'''
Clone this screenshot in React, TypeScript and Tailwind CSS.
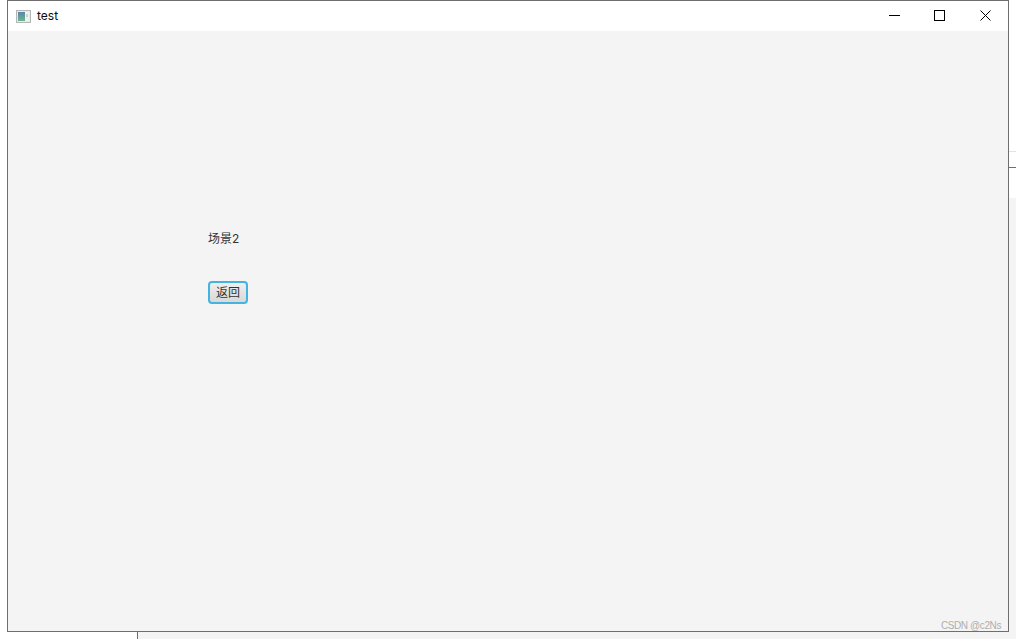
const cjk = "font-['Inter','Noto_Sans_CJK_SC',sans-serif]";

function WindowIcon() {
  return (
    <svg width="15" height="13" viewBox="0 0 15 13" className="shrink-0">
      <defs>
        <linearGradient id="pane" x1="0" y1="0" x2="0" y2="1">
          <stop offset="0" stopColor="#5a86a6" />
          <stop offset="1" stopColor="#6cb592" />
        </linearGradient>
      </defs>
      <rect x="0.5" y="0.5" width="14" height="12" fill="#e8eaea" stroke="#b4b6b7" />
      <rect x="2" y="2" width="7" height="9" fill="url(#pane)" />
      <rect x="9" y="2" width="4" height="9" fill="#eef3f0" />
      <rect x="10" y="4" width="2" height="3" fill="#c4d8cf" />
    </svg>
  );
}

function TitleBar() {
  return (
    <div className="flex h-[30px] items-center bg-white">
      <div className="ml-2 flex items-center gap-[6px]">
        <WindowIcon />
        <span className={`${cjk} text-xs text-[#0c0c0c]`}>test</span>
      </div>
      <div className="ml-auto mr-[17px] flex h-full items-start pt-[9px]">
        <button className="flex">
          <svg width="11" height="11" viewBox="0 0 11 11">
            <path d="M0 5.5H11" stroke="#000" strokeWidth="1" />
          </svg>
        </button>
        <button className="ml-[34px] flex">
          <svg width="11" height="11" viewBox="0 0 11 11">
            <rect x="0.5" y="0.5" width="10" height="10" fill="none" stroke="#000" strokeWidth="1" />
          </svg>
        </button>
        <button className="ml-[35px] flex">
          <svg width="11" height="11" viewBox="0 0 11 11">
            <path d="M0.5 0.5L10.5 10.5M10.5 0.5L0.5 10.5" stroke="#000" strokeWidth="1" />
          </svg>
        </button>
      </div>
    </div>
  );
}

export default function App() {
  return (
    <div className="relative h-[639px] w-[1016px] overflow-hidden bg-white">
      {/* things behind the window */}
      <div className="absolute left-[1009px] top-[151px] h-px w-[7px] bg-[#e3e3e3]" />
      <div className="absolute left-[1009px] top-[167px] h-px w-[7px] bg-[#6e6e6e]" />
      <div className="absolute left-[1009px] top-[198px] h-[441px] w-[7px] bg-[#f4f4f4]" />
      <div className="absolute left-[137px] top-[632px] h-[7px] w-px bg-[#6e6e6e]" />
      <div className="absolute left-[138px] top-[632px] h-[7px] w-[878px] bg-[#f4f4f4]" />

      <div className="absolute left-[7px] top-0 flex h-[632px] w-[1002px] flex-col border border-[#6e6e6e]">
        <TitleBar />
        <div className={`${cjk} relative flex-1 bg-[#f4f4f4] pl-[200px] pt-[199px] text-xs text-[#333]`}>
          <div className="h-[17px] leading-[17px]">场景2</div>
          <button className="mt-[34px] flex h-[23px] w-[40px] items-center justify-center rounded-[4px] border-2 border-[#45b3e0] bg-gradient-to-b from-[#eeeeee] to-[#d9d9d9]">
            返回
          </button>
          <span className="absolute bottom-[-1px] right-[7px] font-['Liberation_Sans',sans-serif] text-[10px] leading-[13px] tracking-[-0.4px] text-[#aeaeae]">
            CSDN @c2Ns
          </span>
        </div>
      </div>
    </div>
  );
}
'''
'''
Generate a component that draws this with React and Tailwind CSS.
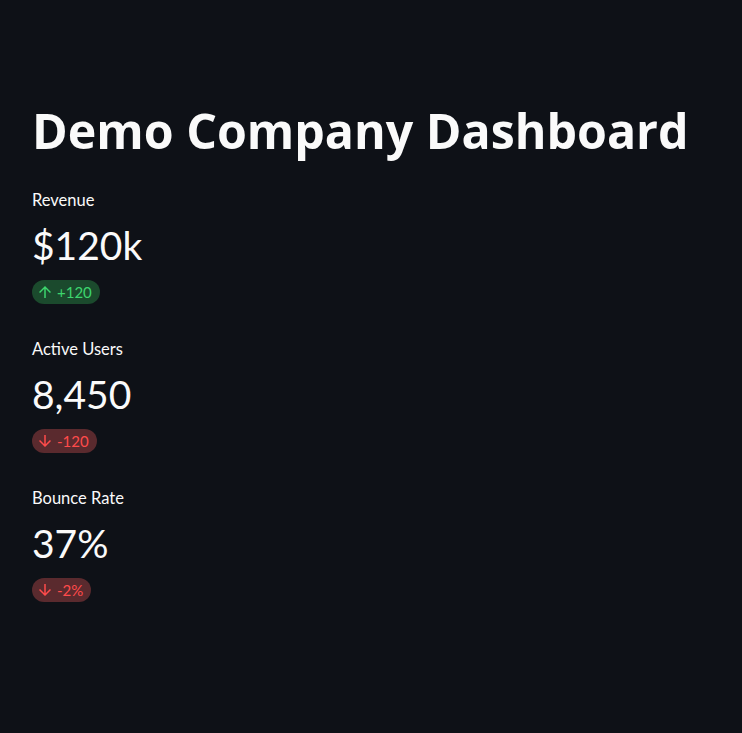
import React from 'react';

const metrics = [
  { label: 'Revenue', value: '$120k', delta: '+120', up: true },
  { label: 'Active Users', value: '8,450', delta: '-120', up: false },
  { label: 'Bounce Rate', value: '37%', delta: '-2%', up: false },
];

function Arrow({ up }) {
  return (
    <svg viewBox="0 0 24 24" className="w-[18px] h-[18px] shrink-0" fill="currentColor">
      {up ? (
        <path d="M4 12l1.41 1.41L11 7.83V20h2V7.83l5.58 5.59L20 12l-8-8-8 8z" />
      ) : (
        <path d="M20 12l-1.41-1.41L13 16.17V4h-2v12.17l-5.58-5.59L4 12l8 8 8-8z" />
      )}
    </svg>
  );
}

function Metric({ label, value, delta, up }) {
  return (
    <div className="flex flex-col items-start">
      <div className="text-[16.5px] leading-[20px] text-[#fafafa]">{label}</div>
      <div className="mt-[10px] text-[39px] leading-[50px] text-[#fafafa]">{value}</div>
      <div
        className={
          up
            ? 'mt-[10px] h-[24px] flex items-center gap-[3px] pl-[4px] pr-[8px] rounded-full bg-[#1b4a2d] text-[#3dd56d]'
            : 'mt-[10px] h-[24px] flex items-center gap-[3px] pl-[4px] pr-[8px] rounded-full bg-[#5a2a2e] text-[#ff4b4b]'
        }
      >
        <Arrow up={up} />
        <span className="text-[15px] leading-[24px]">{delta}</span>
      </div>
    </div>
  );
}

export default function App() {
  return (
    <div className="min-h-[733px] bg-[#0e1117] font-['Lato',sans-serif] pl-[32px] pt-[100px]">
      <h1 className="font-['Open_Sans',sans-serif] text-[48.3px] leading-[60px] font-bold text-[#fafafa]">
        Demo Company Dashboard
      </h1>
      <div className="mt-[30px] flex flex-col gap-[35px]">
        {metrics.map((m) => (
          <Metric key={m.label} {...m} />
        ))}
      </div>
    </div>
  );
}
'''
**TASK**
From the records above, copy exactly the lines starting at the one with "Generate a component" and ending at the one with "import React from 'react';", and no others. Pictures stay out.

**COMPLETED EXERCISE**
Generate a component that draws this with React and Tailwind CSS.
import React from 'react';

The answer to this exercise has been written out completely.